The story is set in the mid 1980s, mostly in Kalimpong, near the border of India and Nepal, at the foot of the Himalayan Mountains. It concerns the doings of Jemubhai Patel, a retired judge, Sai, his orphaned grand daughter, and their cook – who is never named. The experience in America of Biju, the cook’s son, forms a counterpoint to the main narrative. There are also flash backs to the judge’s marriage and the time he spent in England preparing to sit for the Indian Civil Service exams.

The judge has imbibed a respect for doing things the English way. He spends his time reading English newspapers and playing chess; he doesn’t even mix with the small Anglophile community in Kalimpong. He eats meat with a knife and fork in a country where most people eat rice and dahl with their fingers. Sai is a teenager who has been brought up at first in a convent and then in the judge’s house. She also speaks English and respects English customs. She is in love with Gyan, her maths tutor, a young man from the local college. The cook does his best to look after them in the proper English way. He is immensely proud of his son. Biju entered America on a tourist visa which he has overstayed, and is now working illegally – or rather, being exploited – in a succession of poorly paid jobs in dirty restaurants. Then one day a group of young men calling themselves the Gorkha National Liberation Front steal the judge’s old hunting guns, and nothing is the same thereafter.

Desai ties the small doings of the characters – going to the market, arguing over brands of cheese, reading the National Geographic, stealing guns – into the larger themes that concern her. These include poverty, ignorance and inequality in India, the legacy of colonialism and the alienation of Anglophile Indians from their society, the growth of globalisation and consumerism, the experience of emigration, and the attractions of insurgency. In all of these, nearly everyone in the story loses out, partly through their own choices, but more because of the shaping forces of these broader themes which they have inherited.
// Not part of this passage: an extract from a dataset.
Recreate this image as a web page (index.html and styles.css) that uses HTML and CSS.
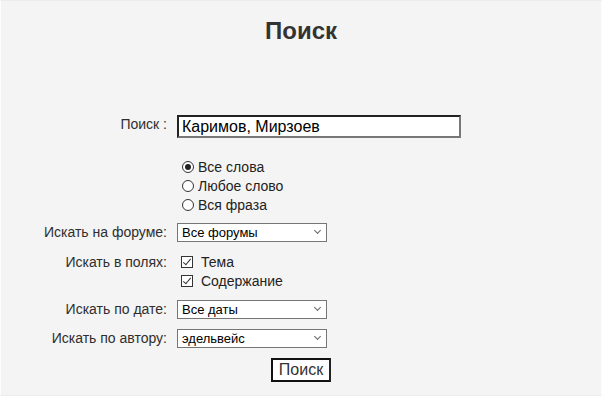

The judge is a horrible man, who covers his insecurity – so dramatically heightened by the hostility and prejudice he encountered in England – by shouting and abuse. In England, ‘He retreated into a solitude that grew in weight day by day. The solitude became a habit, the habit became the man, and it crushed him into a shadow’. ‘He envied the English. He loathed Indians. He worked at being English with the passion of hatred, and for what he would become, he would be despised by absolutely everyone, English and Indians, both’.  Sai is a pleasant enough young woman, but she is drifting and purposeless. Biju is simply overwhelmed by the ‘unbearable arrogance and shame of the immigrant’ – the frustrations and miseries of his existence, inflicted, often enough, by his more successful fellow countrymen. The cook is kind, but his whole being is defined by his status as a servant. What happens to them, and to most of the other characters, amounts to misery piled on misery, humiliation on humiliation. As one character says, ‘There is nobody who won’t abandon you’. There is nobody who is redeemed. As for the Gorkha National Liberation Front, they ‘were living in the movies’. If they stirred up hatred, ‘extraordinary hatred was, after all, a commonplace event’.

Desai writes all this in a delicate and whimsical style. But that only makes the frustrations and misunderstandings, the betrayals and the losses seem even worse.

I know literature is supposed to tell us truths about ourselves, and this Desai does with a vengeance. Looking back at the end of the book, I couldn’t find one single untainted moment where happiness or hope wasn’t about to be disappointed. Things just are, and must be accepted. No wonder I felt depressed by the book.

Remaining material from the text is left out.